Thursday, November 18, 2010



Another perk myth

There are several myths floating around about the "justification" for former MP's international travel perk. One - wheeled out by Doug Graham last year - is that the perk was in lieu of a pay rise. But as I've showed, MPs have never been poorly paid, and their salaries have risen at twice the rate of inflation, even in years when those of ordinary kiwis was remaining stagnant. Besides which, the perk was instituted, and the pay rise forgone, in 1972, long before most current beneficiaries of it entered the House. If that's the justification, then there is only one current MP who can claim any sort of moral right to it: Roger Douglas, who was first elected in 1969. And even then, you'd think that subsequent pay increases had made up for it, and that (in his case) 50 years of subsidised travel was worth far more than the amount he didn't get back then.
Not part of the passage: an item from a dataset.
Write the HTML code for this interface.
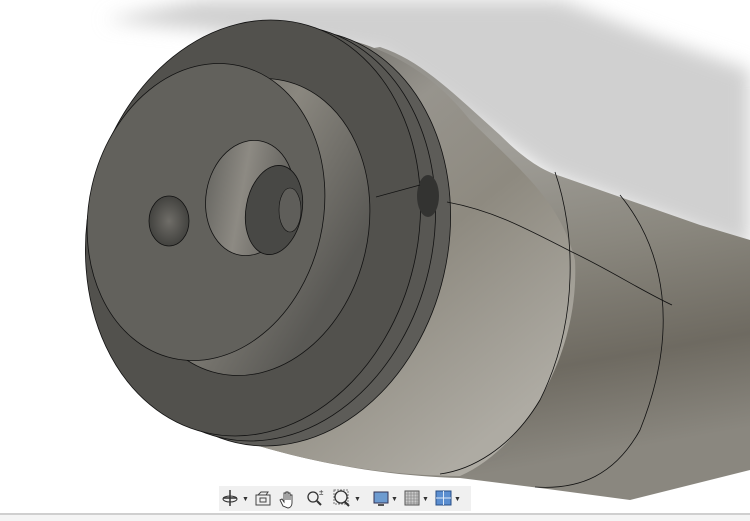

Today, on Morning Report [audio], Lockwood Smith trotted out another myth: the perk

relates back to the days when there was no taxpayer-funded support for members of Parliament.
In other words, its compensation for MPs and their families having to do electorate business out of their own homes, lick their own stamps etc. But again, we're talking about the distant past. IIRC electorate offices have been fully funded since the mid 80's, thanks to Geoffrey Palmer. And if that's correct, then only a handful of sitting MPs dating from before that era have any sort of moral right to the perk: Phil Goff, Jim Anderton, Peter Dunne, Lockwood Smith, and Roger Douglas. And even then, their entitlement should be capped at the level they would have received when those offices were funded - which except for Douglas means nothing.

We've been rorted for 20 years on the basis of these myths, passed down from MP to MP as justification for their self-interested behaviour. Its time it stopped.